Automatic for the People was never my favorite R.E.M. album. Later, the inescapable ubiquity of “Man on the Moon,” and “Everybody Hurts” on radio tarnished the thing for me. Between the movie tie-in and the overly joyful “Sidewinder Sleeps Tonight,” it began to feel trite and commercially exposed. At least in comparison to the music I was discovering that year: Sonic Youth, Shudder to Think, Kronos Quartet, the Velvet Underground, and so many more. “Drive,” “Nightswimming,” “Sweetness Follows,” and “Take This River,” came to be overshadowed. It’s only now, 25 years later, that I’ve realized that it’s far more audacious to put “Drive” out as the lead single of a new R.E.M. record (especially as a follow up to “Radio Song!”) than to issue a 10″ EP of experimental noise rock.

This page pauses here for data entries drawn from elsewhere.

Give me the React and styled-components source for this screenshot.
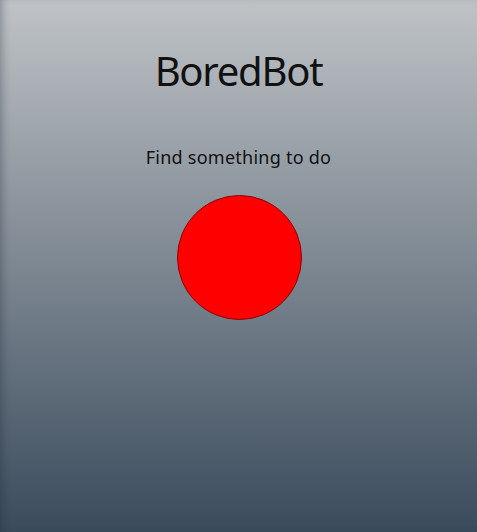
import React from 'react';
import styled, { createGlobalStyle } from 'styled-components';

const GlobalStyle = createGlobalStyle`
	html, body {
		margin: 0;
		padding: 0;
		height: 100%;
	}
	body {
		font-family: 'Noto Sans', 'Open Sans', sans-serif;
	}
	#root {
		height: 100%;
	}
`;

export default function App() {
	return (
		<>
			<GlobalStyle />
			<Page>
				<Title>BoredBot</Title>
				<Subtitle>Find something to do</Subtitle>
				<BigButton aria-label='Find something to do' />
			</Page>
		</>
	);
}

const Page = styled.main`
	min-height: 100%;
	box-sizing: border-box;
	display: flex;
	flex-direction: column;
	align-items: center;
	padding-top: 47px;
	background: linear-gradient(to bottom, #bfc3c6, #3a4b5c);
	box-shadow: inset 6px 0 8px -4px rgba(30, 40, 55, 0.35);
	color: #111;
`;

const Title = styled.h1`
	margin: 0;
	font-size: 40px;
	font-weight: 400;
	line-height: 48px;
	letter-spacing: -1.25px;
`;

const Subtitle = styled.p`
	margin: 50px 0 0;
	font-size: 18px;
	line-height: 24px;
	letter-spacing: 0.25px;
`;

const BigButton = styled.button`
	margin-top: 26px;
	width: 125px;
	height: 125px;
	border-radius: 50%;
	border: 1px solid #8b0000;
	background: red;
	padding: 0;
	cursor: pointer;
	transform: translateX(1px);
`;
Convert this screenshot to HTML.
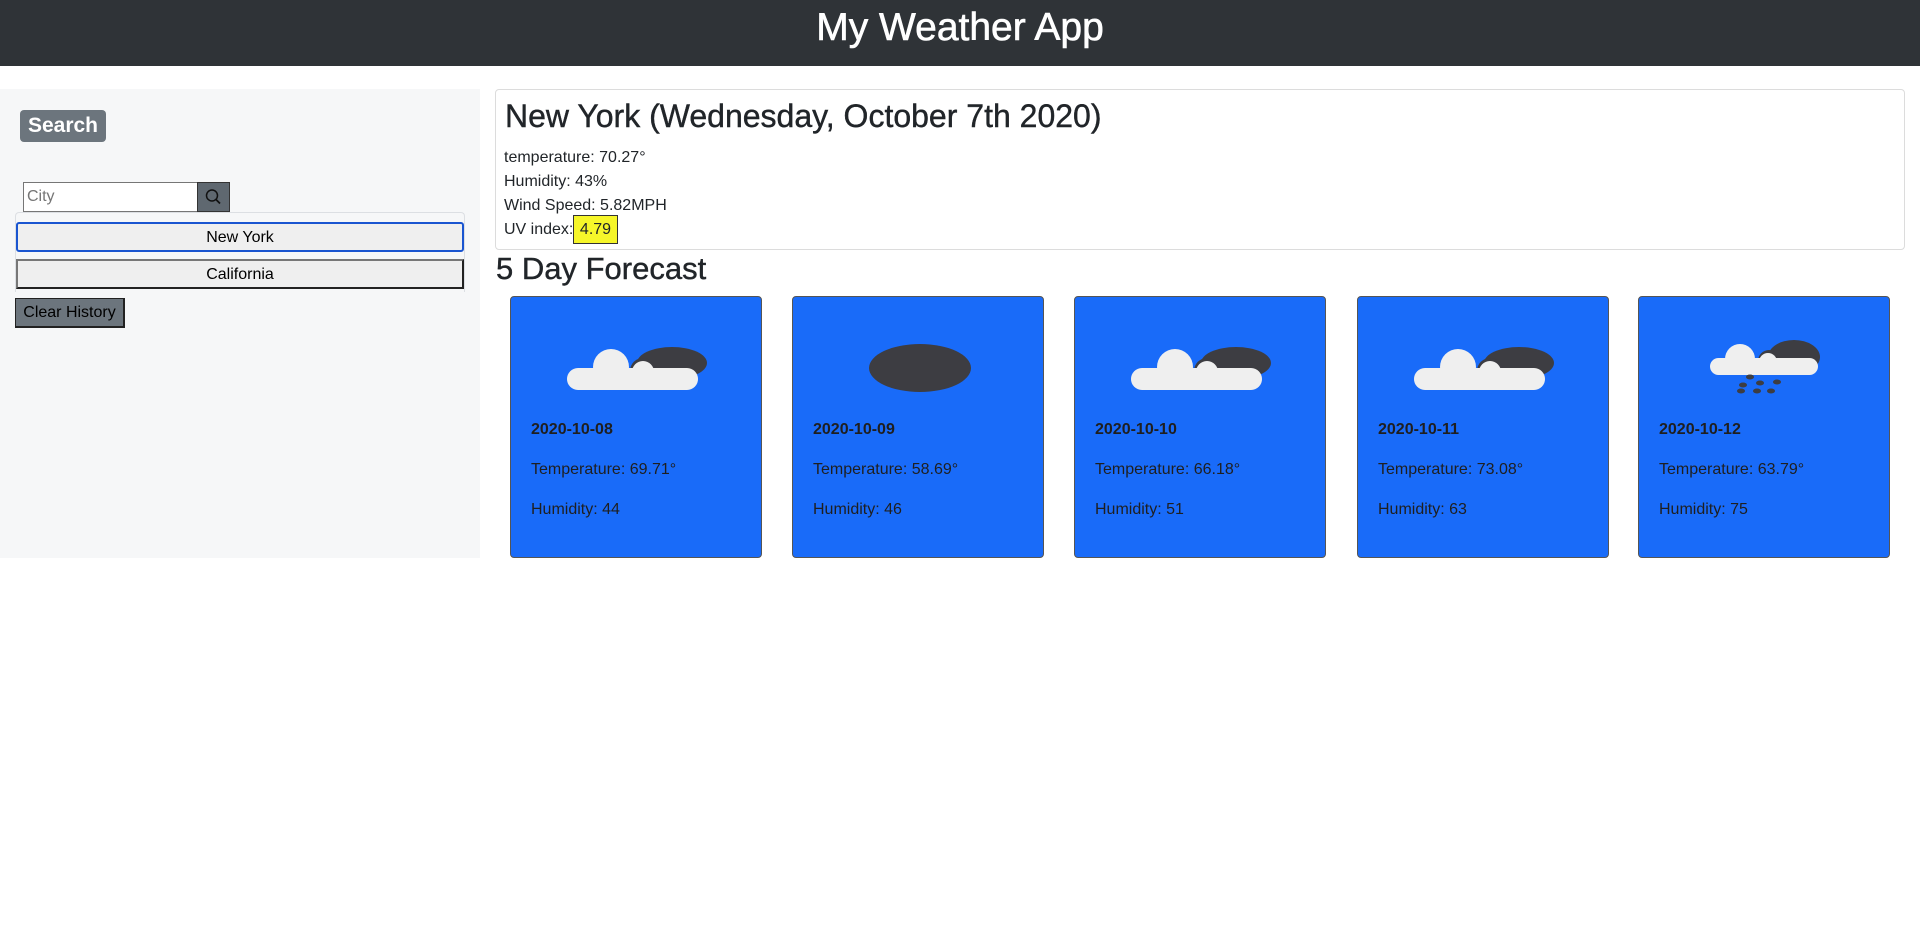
<!DOCTYPE html>
<html><head><meta charset="utf-8"><style>
*{box-sizing:border-box;margin:0;padding:0}
body{width:1920px;height:943px;background:#fff;font-family:"Liberation Sans",Helvetica,Arial,sans-serif;color:#212529;position:relative;overflow:hidden}
.hdr{position:absolute;left:0;top:0;width:1920px;height:66px;background:#2f3337;color:#fff;text-align:center;font-size:39px;line-height:56px;-webkit-text-stroke:0.6px #fff}
.side{position:absolute;left:0;top:89px;width:480px;height:469px;background:#f6f7f8}
.badge{position:absolute;left:20px;top:110px;width:86px;height:32px;background:#6c757d;color:#fff;font-weight:bold;font-size:21px;line-height:32px;text-align:center;border-radius:4px}
.inp{position:absolute;left:23px;top:182px;width:175px;height:30px;border:1px solid #767676;background:#fff;font-size:16px;color:#757575;padding:4px 3px;line-height:20px}
.sbtn{position:absolute;left:197px;top:182px;width:33px;height:30px;background:#5f6870;border:1px solid #333}
.list{position:absolute;left:15px;top:212px;width:450px;height:80px;border:1px solid #dcdfe3;border-bottom:none;border-radius:4px 4px 0 0}
.hb{position:absolute;left:16px;width:448px;height:30px;background:#efefef;font-size:16px;text-align:center;line-height:28px;color:#000}
.clr{position:absolute;left:15px;top:298px;width:110px;height:30px;background:#6c757d;border:1px solid #222;border-width:1px 2px 2px 1px;font-size:16px;line-height:28px;text-align:center;color:#000}
.main{position:absolute;left:495px;top:89px;width:1410px;height:161px;border:1px solid #dcdcdc;border-radius:4px}
.main h1{position:absolute;left:9px;top:8px;font-size:32px;font-weight:normal;white-space:nowrap;-webkit-text-stroke:0.4px #212529}
.ln{position:absolute;left:9px;font-size:16px}
.uv{position:absolute;left:573px;top:215px;width:45px;height:29px;background:#f6f62a;border:1px solid #333;font-size:16px;line-height:27px;text-align:center}
.fc{position:absolute;left:496px;top:251px;font-size:31px;-webkit-text-stroke:0.4px #212529}
.card{position:absolute;top:296px;width:252px;height:262px;background:#196bf9;border:1px solid #555;border-radius:4px}
.card svg{position:absolute;left:0;top:0}
.d{position:absolute;left:20px;top:124px;font-weight:bold;font-size:16px;color:#1f1f1f}
.t{position:absolute;left:20px;top:164px;font-size:16px;color:#1f1f1f}
.h{position:absolute;left:20px;top:204px;font-size:16px;color:#1f1f1f}
</style></head><body>
<div class="hdr">My Weather App</div>
<div class="side"></div>
<div class="badge">Search</div>
<div class="inp">City</div>
<div class="sbtn"><svg width="31" height="28" viewBox="0 0 31 28"><circle cx="14" cy="12.5" r="5.5" fill="none" stroke="#111" stroke-width="1.5"/><line x1="18" y1="16.5" x2="22" y2="20.5" stroke="#111" stroke-width="1.8"/></svg></div>
<div class="list"></div>
<div class="hb" style="top:222px;border:2px solid #1a55d0;border-radius:3px">New York</div>
<div class="hb" style="top:259px;border:2px solid #222;border-top-color:#777;border-left-color:#777">California</div>
<div class="clr">Clear History</div>
<div class="main"><h1>New York (Wednesday, October 7th 2020)</h1></div>
<div class="ln" style="top:149px;left:504px">temperature: 70.27°</div>
<div class="ln" style="top:173px;left:504px">Humidity: 43%</div>
<div class="ln" style="top:197px;left:504px">Wind Speed: 5.82MPH</div>
<div class="ln" style="top:221px;left:504px">UV index:</div>
<div class="uv">4.79</div>
<div class="fc">5 Day Forecast</div>

<div class="card" style="left:510px"><svg width="252" height="130"><ellipse cx="161" cy="66" rx="35" ry="16" fill="#3d3d42"/><g fill="#3d3d42"><circle cx="132" cy="74" r="13"/></g><g fill="#efefef"><circle cx="100" cy="70" r="18"/><circle cx="132" cy="75" r="11"/><rect x="56" y="71" width="131" height="22" rx="11"/></g></svg><div class="d">2020-10-08</div><div class="t">Temperature: 69.71°</div><div class="h">Humidity: 44</div></div>
<div class="card" style="left:792px"><svg width="252" height="130"><ellipse cx="127" cy="71" rx="51" ry="24" fill="#3d3d42"/></svg><div class="d">2020-10-09</div><div class="t">Temperature: 58.69°</div><div class="h">Humidity: 46</div></div>
<div class="card" style="left:1074px"><svg width="252" height="130"><ellipse cx="161" cy="66" rx="35" ry="16" fill="#3d3d42"/><g fill="#3d3d42"><circle cx="132" cy="74" r="13"/></g><g fill="#efefef"><circle cx="100" cy="70" r="18"/><circle cx="132" cy="75" r="11"/><rect x="56" y="71" width="131" height="22" rx="11"/></g></svg><div class="d">2020-10-10</div><div class="t">Temperature: 66.18°</div><div class="h">Humidity: 51</div></div>
<div class="card" style="left:1357px"><svg width="252" height="130"><ellipse cx="161" cy="66" rx="35" ry="16" fill="#3d3d42"/><g fill="#3d3d42"><circle cx="132" cy="74" r="13"/></g><g fill="#efefef"><circle cx="100" cy="70" r="18"/><circle cx="132" cy="75" r="11"/><rect x="56" y="71" width="131" height="22" rx="11"/></g></svg><div class="d">2020-10-11</div><div class="t">Temperature: 73.08°</div><div class="h">Humidity: 63</div></div>
<div class="card" style="left:1638px"><svg width="252" height="130"><ellipse cx="155" cy="60" rx="26" ry="17" fill="#3d3d42"/><circle cx="130" cy="64" r="11" fill="#3d3d42"/><g fill="#efefef"><circle cx="101" cy="62" r="15"/><circle cx="129" cy="65" r="9"/><rect x="71" y="61" width="108" height="17" rx="8.5"/></g><g fill="#3d3d42"><ellipse cx="111" cy="80" rx="4" ry="2.5"/><ellipse cx="104" cy="88" rx="4" ry="2.5"/><ellipse cx="121" cy="86" rx="4" ry="2.5"/><ellipse cx="138" cy="85" rx="4" ry="2.5"/><ellipse cx="102" cy="94" rx="4" ry="2.5"/><ellipse cx="118" cy="94" rx="4" ry="2.5"/><ellipse cx="132" cy="94" rx="4" ry="2.5"/></g></svg><div class="d">2020-10-12</div><div class="t">Temperature: 63.79°</div><div class="h">Humidity: 75</div></div>
</body></html>
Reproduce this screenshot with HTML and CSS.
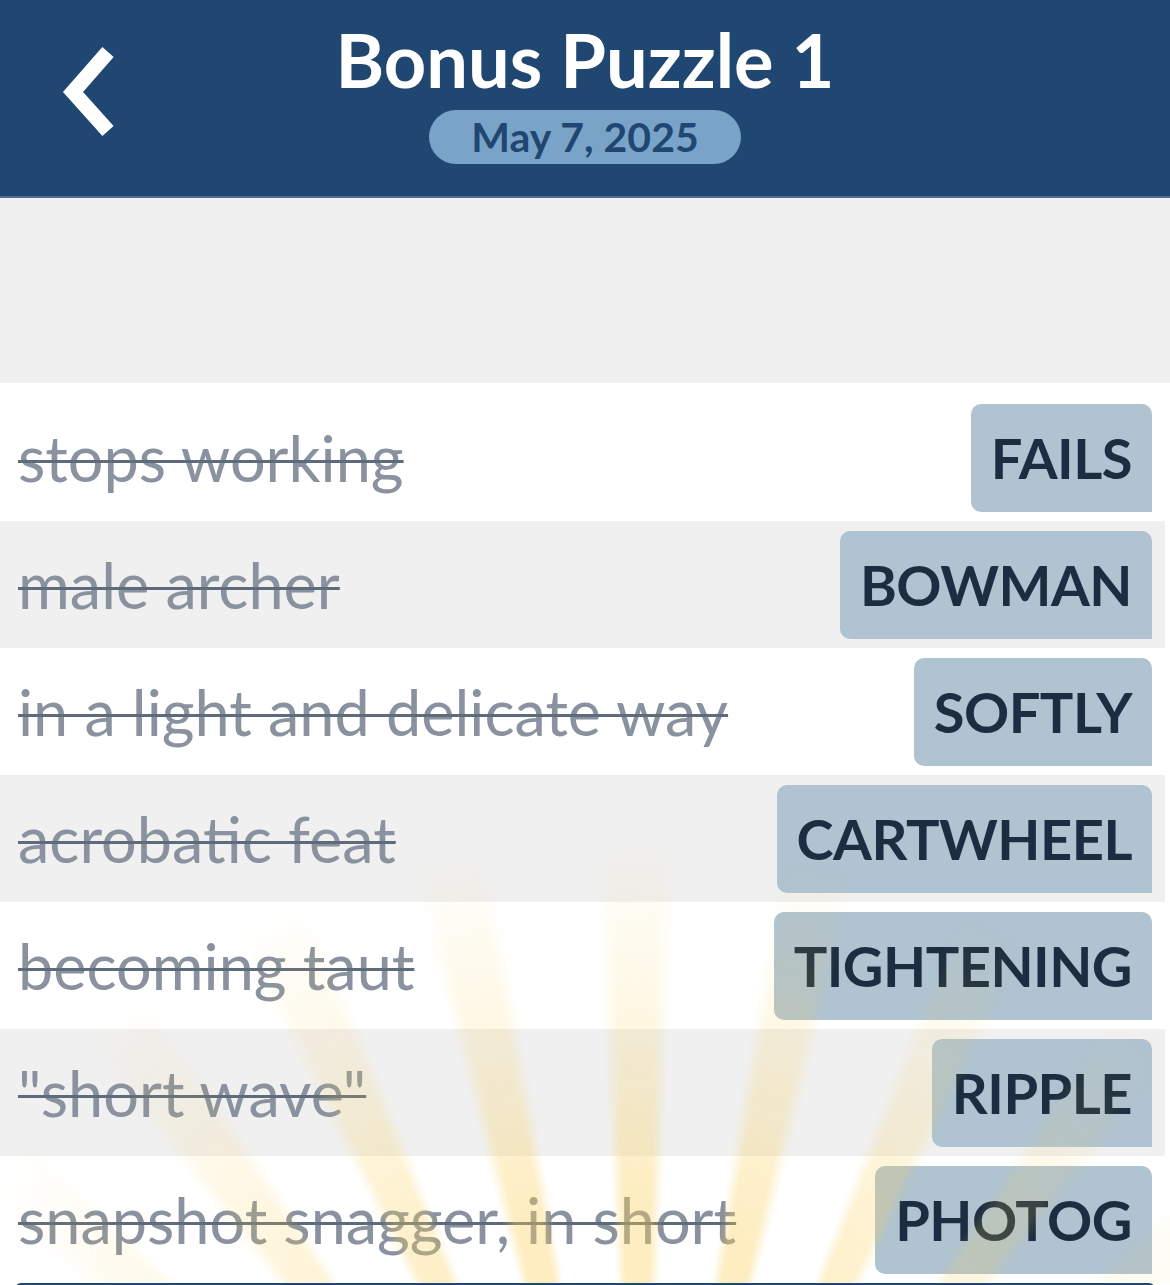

“Drive” was singular, at least until U2 released “Numb,” (which I always thought of as a response) the following July. The music felt dark and the video even darker. Michael Stipe at sea, buffeted on waves of exuberant, yet somehow menacing young people; black and white, grainy, with jump cuts, harsh lighting, and strobes. Everything wet and uncomfortable. What should have been joyful was elegiacal. In those days, new singles broke as world premieres on MTV, video was king. So picture yourself in the waning days of “It’s the Economy Stupid!” watching the number one video on MTV:
“End of the Road” by Boyz II Men (nothing wrong with it, by the way). And then seeing & hearing the new single by R.E.M.:
Different, right? “Drive” debuted on the Billboard Hot 100 at #71 and climbed week after week until it reached #28. 25 years later it’s hard to imagine a song like it being a hit single. It’s like a group of punks had scaled Mt. Everest and had set-up a base camp from which they were
(Jump cut.)
It’s now been three months since I began the last simile and I have no memory of where it was headed. Anyway, I just wanted to say that Automatic for the People has never sounded better to me than it does now. Especially now that the problem of the record’s popularity no longer colors how I hear it. Problem? Yes, I can now readily admit that who did or did not like a band was almost as important in forming my adolescent aesthetic judgements as the music itself. What can I say? Music is and has been about tribal identity and is one of the most complex systems of cultural signification our culture has. That’s one of the reasons why youth culture feels opaque to us 40-somethings, we don’t know how to read their record collections.
I think I’d meant to write more about the record and perhaps I will.